On February 27, 1948, after less than three years of post-war freedom, the Communists staged a coup and took over the government of Czechoslovakia. The Prague Jewish Museum came under government control and was staffed mainly by non-Jewish curators.
In 1958, the 18th-century Michle Synagogue became the warehouse for hundreds of Torah scrolls from the large Prague Jewish community and what was left from the smaller Bohemia and Moravia communities. The collection did not include scrolls from Slovakia, which the Germans had put under a separate administration.
Eric Estorick, an American living in London, was an art dealer who paid many visits to Prague in the early 1960s. He became acquainted with many Prague artists, whose work he exhibited at his Grosvenor Gallery. Being a frequent visitor to Prague, he came to the attention of the authorities. He was approached by officials from Artia, the state corporation that had responsibility for trade in works of art and was asked if he would be interested in buying some Torah scrolls.
Unknown to him, the Israelis had been approached previously with a similar offer, but the negotiations had come to nothing. Estorick was taken to the Michle Synagogue, where he was faced with wooden racks holding anything up to 2,000 scrolls. He was asked if he wanted to make an offer and replied that he knew certain parties in London who might be interested.

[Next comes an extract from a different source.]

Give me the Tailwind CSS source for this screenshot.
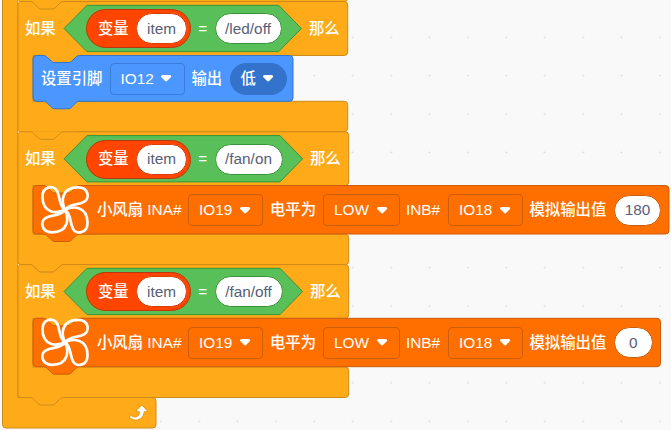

On his return to London, he contacted Ralph Yablon, a well-known philanthropist with a great interest in Jewish art, history and culture. Yablon became the benefactor who put up the money to buy the scrolls. First, Chimen Abramsky, who was to become professor of Hebrew Studies at the University of London, was asked to go to Prague for 12 days in November 1963 to examine the scrolls and report on their authenticity and condition. On his return to London, it was decided that Estorick should go to Prague and negotiate a deal, which he did. Two lorries laden with 1,564 scrolls arrived at the Westminster Synagogue on February 7, 1964.
After months of sorting, examining and cataloging each scroll, the task of distributing them began, with the aim of getting the scrolls back into the life of Jewish congregations across the world. The Memorial Scrolls Trust was established to carry out this task. Each Memorial Scroll is a messenger from a community that was lost but does not deserve to be forgotten.